-- Recorded data start --

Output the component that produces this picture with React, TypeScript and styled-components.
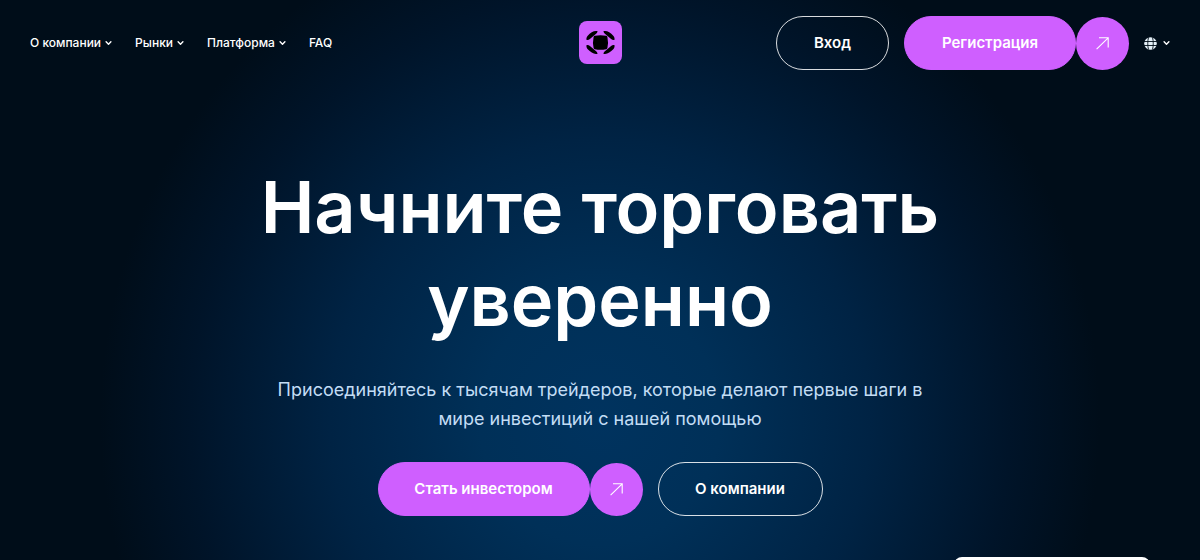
import React from "react";
import styled, { createGlobalStyle } from "styled-components";

const GlobalStyle = createGlobalStyle`
  *, *::before, *::after { box-sizing: border-box; }
  html, body { margin: 0; background: #000d19; }
  body {
    font-family: Inter, "Liberation Sans", sans-serif;
    color: #fff;
    -webkit-font-smoothing: antialiased;
  }
  button { font: inherit; color: inherit; background: none; border: 0; padding: 0; cursor: pointer; }
`;

const Page = styled.div`
  position: relative;
  min-height: 100vh;
  overflow: hidden;
  background: radial-gradient(ellipse 500px 520px at 50% 420px, #00335f 0%, #003058 24%, #002344 54%, #001429 82%, #000d19 100%);
`;

const Header = styled.header`
  display: grid;
  grid-template-columns: 1fr auto 1fr;
  align-items: center;
  padding: 16px 30px 15px;
`;

const Nav = styled.nav`
  display: flex;
  align-items: center;
  gap: 23px;
`;

const NavButton = styled.button`
  display: flex;
  align-items: center;
  gap: 4px;
  font-size: 12px;
  font-weight: 500;
  line-height: 20px;
  white-space: nowrap;
`;

const NavLink = styled.a`
  color: #fff;
  font-size: 12px;
  font-weight: 500;
  line-height: 20px;
  text-decoration: none;
`;

const LogoLink = styled.a`
  display: block;
  height: 44px;
`;

const Actions = styled.div`
  display: flex;
  justify-content: flex-end;
  align-items: center;
  gap: 15px;
`;

const Pair = styled.div`
  display: flex;
  align-items: center;
`;

const PillLink = styled.a<{ $filled?: boolean; $width: number }>`
  display: flex;
  align-items: center;
  justify-content: center;
  min-width: ${(p) => p.$width}px;
  height: 54px;
  border: 1px solid ${(p) => (p.$filled ? "#cf5fff" : "rgba(255, 255, 255, 0.85)")};
  border-radius: 27px;
  background: ${(p) => (p.$filled ? "#cf5fff" : "transparent")};
  color: #fff;
  font-size: 15px;
  font-weight: 600;
  line-height: 24px;
  text-decoration: none;
  white-space: nowrap;
`;

const ArrowLink = styled.a`
  display: flex;
  align-items: center;
  justify-content: center;
  width: 53px;
  height: 53px;
  border-radius: 50%;
  background: #cf5fff;
  color: #fff;
`;

const LanguageButton = styled.button`
  display: flex;
  align-items: center;
  gap: 6px;
`;

const Hero = styled.main`
  display: flex;
  flex-direction: column;
  align-items: center;
  padding: 75px 24px 44px;
  text-align: center;
`;

const Title = styled.h1`
  max-width: 740px;
  margin: 0;
  font-size: 72px;
  font-weight: 600;
  line-height: 93px;
`;

const Lead = styled.p`
  max-width: 660px;
  margin: 29px 0 0;
  color: #c3ddf5;
  font-size: 18px;
  line-height: 29px;
`;

const HeroActions = styled.div`
  display: flex;
  gap: 15px;
  margin-top: 29px;
`;

const Notice = styled.aside`
  position: absolute;
  right: 50px;
  top: 557px;
  width: 196px;
  height: 24px;
  border-radius: 8px;
  background: #fff;
`;

const Chevron = () => (
  <svg width="7" height="6" viewBox="0 0 7 6" fill="none" aria-hidden="true">
    <path d="M1.1 1.8 3.5 4.200l2.400-2.400" stroke="currentColor" strokeWidth="1.4" strokeLinecap="round" strokeLinejoin="round" />
  </svg>
);

const Arrow = () => (
  <svg width="13" height="13" viewBox="0 0 13 13" fill="none" aria-hidden="true">
    <path d="M.6 12.2 12.2.8M3 .8h9.2v9.6" stroke="currentColor" strokeWidth="1.1" />
  </svg>
);

const Globe = () => (
  <svg width="13" height="13" viewBox="0 0 13 13" aria-hidden="true">
    <circle cx="6.5" cy="6.5" r="6.3" fill="#e5f0f8" />
    <path d="M0 4.500h13M0 8.500h13M4.500.4c-1 3.800-1 8.400 0 12.200M8.500.4c1 3.800 1 8.400 0 12.200" stroke="#000d19" strokeWidth=".9" fill="none" />
  </svg>
);

const Logo = () => (
  <svg width="43" height="43" viewBox="0 0 43 43" aria-hidden="true">
    <rect width="43" height="43" rx="8" fill="#cf5fff" />
    <path d="M15.800 14.800q5.700-1.300 11.400 0 1 0 1.200 1.200 1.200 5.500 0 11-.2 1-1.200 1.200-5.700 1.300-11.400 0-1-.2-1.200-1.200-1.200-5.500 0-11 .2-1.200 1.200-1.200Z" />
    <path id="blade" d="M18.600 10.300C15 9.500 12 11.400 8.500 15c-1 1.100-1.300 2.700-.9 4 1.300.3 2.400-.2 3.300-.9l5.300-4.500c1.300-1.100 2.300-2.100 2.400-3.300Z" />
    <use href="#blade" transform="matrix(-1 0 0 1 43 0)" />
    <use href="#blade" transform="matrix(1 0 0 -1 0 43)" />
    <use href="#blade" transform="matrix(-1 0 0 -1 43 43)" />
  </svg>
);

const menus = ["О компании", "Рынки", "Платформа"];

export default function App() {
  return (
    <>
      <GlobalStyle />
      <Page>
        <Header>
          <Nav aria-label="Главное меню">
            {menus.map((label) => (
              <NavButton key={label} type="button">
                {label}
                <Chevron />
              </NavButton>
            ))}
            <NavLink href="#faq">FAQ</NavLink>
          </Nav>
          <LogoLink href="#" aria-label="Главная">
            <Logo />
          </LogoLink>
          <Actions>
            <PillLink href="#login" $width={113}>Вход</PillLink>
            <Pair>
              <PillLink href="#signup" $filled $width={172}>Регистрация</PillLink>
              <ArrowLink href="#signup" aria-label="Регистрация"><Arrow /></ArrowLink>
            </Pair>
            <LanguageButton type="button" aria-label="Язык">
              <Globe />
              <Chevron />
            </LanguageButton>
          </Actions>
        </Header>
        <Hero>
          <Title>Начните торговать уверенно</Title>
          <Lead>Присоединяйтесь к тысячам трейдеров, которые делают первые шаги в мире инвестиций с нашей помощью</Lead>
          <HeroActions>
            <Pair>
              <PillLink href="#invest" $filled $width={212}>Стать инвестором</PillLink>
              <ArrowLink href="#invest" aria-label="Стать инвестором"><Arrow /></ArrowLink>
            </Pair>
            <PillLink href="#about" $width={165}>О компании</PillLink>
          </HeroActions>
        </Hero>
        <Notice />
      </Page>
    </>
  );
}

-- Recorded data end --

● Set exercise
Quote in full the listing given above; the images are to be left out.

● The solution
Output the component that produces this picture with React, TypeScript and styled-components.
import React from "react";
import styled, { createGlobalStyle } from "styled-components";

const GlobalStyle = createGlobalStyle`
  *, *::before, *::after { box-sizing: border-box; }
  html, body { margin: 0; background: #000d19; }
  body {
    font-family: Inter, "Liberation Sans", sans-serif;
    color: #fff;
    -webkit-font-smoothing: antialiased;
  }
  button { font: inherit; color: inherit; background: none; border: 0; padding: 0; cursor: pointer; }
`;

const Page = styled.div`
  position: relative;
  min-height: 100vh;
  overflow: hidden;
  background: radial-gradient(ellipse 500px 520px at 50% 420px, #00335f 0%, #003058 24%, #002344 54%, #001429 82%, #000d19 100%);
`;

const Header = styled.header`
  display: grid;
  grid-template-columns: 1fr auto 1fr;
  align-items: center;
  padding: 16px 30px 15px;
`;

const Nav = styled.nav`
  display: flex;
  align-items: center;
  gap: 23px;
`;

const NavButton = styled.button`
  display: flex;
  align-items: center;
  gap: 4px;
  font-size: 12px;
  font-weight: 500;
  line-height: 20px;
  white-space: nowrap;
`;

const NavLink = styled.a`
  color: #fff;
  font-size: 12px;
  font-weight: 500;
  line-height: 20px;
  text-decoration: none;
`;

const LogoLink = styled.a`
  display: block;
  height: 44px;
`;

const Actions = styled.div`
  display: flex;
  justify-content: flex-end;
  align-items: center;
  gap: 15px;
`;

const Pair = styled.div`
  display: flex;
  align-items: center;
`;

const PillLink = styled.a<{ $filled?: boolean; $width: number }>`
  display: flex;
  align-items: center;
  justify-content: center;
  min-width: ${(p) => p.$width}px;
  height: 54px;
  border: 1px solid ${(p) => (p.$filled ? "#cf5fff" : "rgba(255, 255, 255, 0.85)")};
  border-radius: 27px;
  background: ${(p) => (p.$filled ? "#cf5fff" : "transparent")};
  color: #fff;
  font-size: 15px;
  font-weight: 600;
  line-height: 24px;
  text-decoration: none;
  white-space: nowrap;
`;

const ArrowLink = styled.a`
  display: flex;
  align-items: center;
  justify-content: center;
  width: 53px;
  height: 53px;
  border-radius: 50%;
  background: #cf5fff;
  color: #fff;
`;

const LanguageButton = styled.button`
  display: flex;
  align-items: center;
  gap: 6px;
`;

const Hero = styled.main`
  display: flex;
  flex-direction: column;
  align-items: center;
  padding: 75px 24px 44px;
  text-align: center;
`;

const Title = styled.h1`
  max-width: 740px;
  margin: 0;
  font-size: 72px;
  font-weight: 600;
  line-height: 93px;
`;

const Lead = styled.p`
  max-width: 660px;
  margin: 29px 0 0;
  color: #c3ddf5;
  font-size: 18px;
  line-height: 29px;
`;

const HeroActions = styled.div`
  display: flex;
  gap: 15px;
  margin-top: 29px;
`;

const Notice = styled.aside`
  position: absolute;
  right: 50px;
  top: 557px;
  width: 196px;
  height: 24px;
  border-radius: 8px;
  background: #fff;
`;

const Chevron = () => (
  <svg width="7" height="6" viewBox="0 0 7 6" fill="none" aria-hidden="true">
    <path d="M1.1 1.8 3.5 4.200l2.400-2.400" stroke="currentColor" strokeWidth="1.4" strokeLinecap="round" strokeLinejoin="round" />
  </svg>
);

const Arrow = () => (
  <svg width="13" height="13" viewBox="0 0 13 13" fill="none" aria-hidden="true">
    <path d="M.6 12.2 12.2.8M3 .8h9.2v9.6" stroke="currentColor" strokeWidth="1.1" />
  </svg>
);

const Globe = () => (
  <svg width="13" height="13" viewBox="0 0 13 13" aria-hidden="true">
    <circle cx="6.5" cy="6.5" r="6.3" fill="#e5f0f8" />
    <path d="M0 4.500h13M0 8.500h13M4.500.4c-1 3.800-1 8.400 0 12.200M8.500.4c1 3.800 1 8.400 0 12.200" stroke="#000d19" strokeWidth=".9" fill="none" />
  </svg>
);

const Logo = () => (
  <svg width="43" height="43" viewBox="0 0 43 43" aria-hidden="true">
    <rect width="43" height="43" rx="8" fill="#cf5fff" />
    <path d="M15.800 14.800q5.700-1.300 11.400 0 1 0 1.200 1.200 1.200 5.500 0 11-.2 1-1.200 1.200-5.700 1.300-11.400 0-1-.2-1.200-1.200-1.200-5.500 0-11 .2-1.200 1.200-1.200Z" />
    <path id="blade" d="M18.600 10.300C15 9.500 12 11.400 8.500 15c-1 1.100-1.300 2.700-.9 4 1.300.3 2.400-.2 3.300-.9l5.300-4.500c1.300-1.100 2.300-2.100 2.400-3.300Z" />
    <use href="#blade" transform="matrix(-1 0 0 1 43 0)" />
    <use href="#blade" transform="matrix(1 0 0 -1 0 43)" />
    <use href="#blade" transform="matrix(-1 0 0 -1 43 43)" />
  </svg>
);

const menus = ["О компании", "Рынки", "Платформа"];

export default function App() {
  return (
    <>
      <GlobalStyle />
      <Page>
        <Header>
          <Nav aria-label="Главное меню">
            {menus.map((label) => (
              <NavButton key={label} type="button">
                {label}
                <Chevron />
              </NavButton>
            ))}
            <NavLink href="#faq">FAQ</NavLink>
          </Nav>
          <LogoLink href="#" aria-label="Главная">
            <Logo />
          </LogoLink>
          <Actions>
            <PillLink href="#login" $width={113}>Вход</PillLink>
            <Pair>
              <PillLink href="#signup" $filled $width={172}>Регистрация</PillLink>
              <ArrowLink href="#signup" aria-label="Регистрация"><Arrow /></ArrowLink>
            </Pair>
            <LanguageButton type="button" aria-label="Язык">
              <Globe />
              <Chevron />
            </LanguageButton>
          </Actions>
        </Header>
        <Hero>
          <Title>Начните торговать уверенно</Title>
          <Lead>Присоединяйтесь к тысячам трейдеров, которые делают первые шаги в мире инвестиций с нашей помощью</Lead>
          <HeroActions>
            <Pair>
              <PillLink href="#invest" $filled $width={212}>Стать инвестором</PillLink>
              <ArrowLink href="#invest" aria-label="Стать инвестором"><Arrow /></ArrowLink>
            </Pair>
            <PillLink href="#about" $width={165}>О компании</PillLink>
          </HeroActions>
        </Hero>
        <Notice />
      </Page>
    </>
  );
}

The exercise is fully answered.